En Chile, a partir de 1990, parece haberse llegado a una constitución tácita, una especie de pacto no estrictamente cupular: el centro manejaba el poder político; la derecha, el económico; y la izquierda se quedaba con el cultural. A veces representantes de este o aquel hacían incursiones más allá de los confines, pero en general los límites que hacían al uno distinto del otro estaban claros. Alguna vez un político se atrevió a escribir un libro de poesía o un empresario a aventurarse en política. Los resultados no fueron del todo exitosos. En el siglo XX, en cambio, un poeta pudo ser un político nacional importante, y aun más en la arista internacionalista de su partido: Pablo Neruda. Otro tanto había hecho Gabriela Mistral y su consulado magisterial en rincones del hemisferio occidental. Quizás porque la tesis de Gramsci mostraba ya entonces su inteligencia. La cultura es un poder irresistible.
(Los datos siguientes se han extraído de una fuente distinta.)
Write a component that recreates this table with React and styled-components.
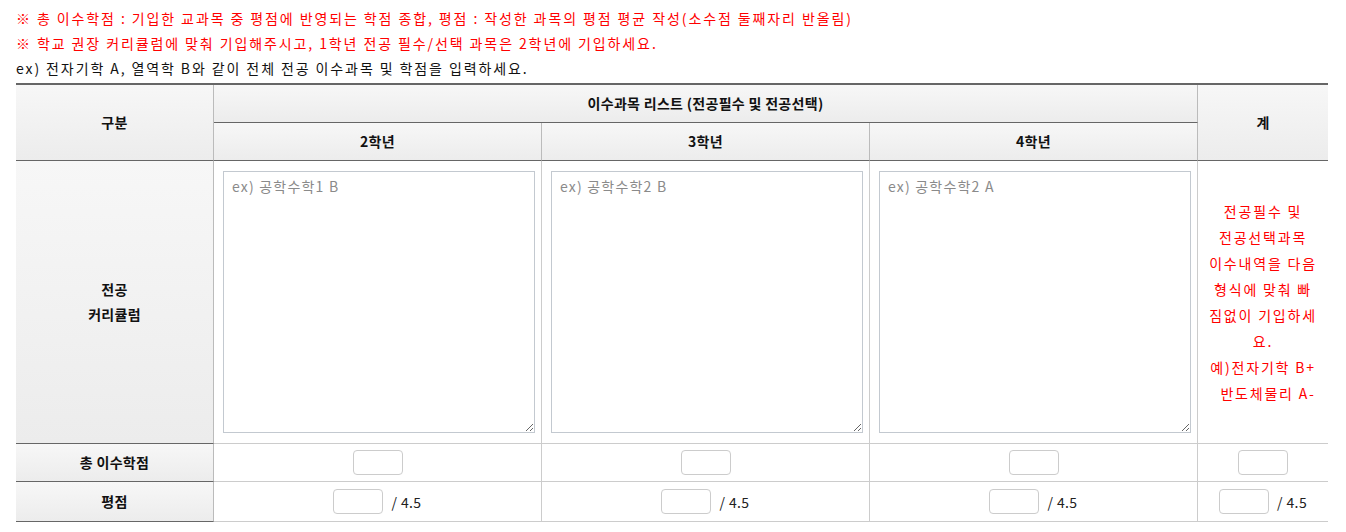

Pues bien, la pregunta obvia que cabe hacerse es la siguiente: aquel poder irressistible, ¿debe dejarse dividir por las frías leyes de la razón como los viejos poderes, de reconocida fisonomía, como el político y el económico? Políticos conscientes de este problema —Stalin, por ejemplo—  intentaron, más que dividirlo, someterlo por entero. Grandes empresarios benefactores del arte —los Rockefeller, entre ellos— lograron acercamientos que pudieron leerse cuales fórmulas de domesticación. Tanto el mundo titulado “libre” como el no tan libre, durante el siglo XX, entraron en tensión y en colaboración con el poder cultural.

La tendencia a la conquista del poder político a manos del cultural, tal vez una manera de contrarrestar la del económico sobre el primero, estrena hoy en Chile un nuevo capítulo. El Presidente, bueno o malo, es un poeta, muchos de sus colaboradores lo son o lo fueron en cierto momento de sus vidas. Obviamente, que lo diga no es un cumplido. Nerón también lo fue, aunque no llegó al poder precisamente por haberlo sido. El veto de Platón a los poetas en la politeia, de tan triste fama, adquiere sentido a la luz de estos datos. ¿Hará falta argumentar que el Ministerio de Cultura tendrá la importancia del de Interior, si es que no la tiene hace demasiado tiempo? ¿Será que nuestra crisis pasa por el hecho de que no baste con dos poderes transnacionales, el económico y el cultural, para solventar una nación, que hasta hoy se había apoyado en un centro, más o menos difuso, de connotación nacional? Parece que la articulación y rearticulación de los poderes en la historia sigue su curso. Acaso el reto será equilibrar los poderes en cualquiera de sus apariciones.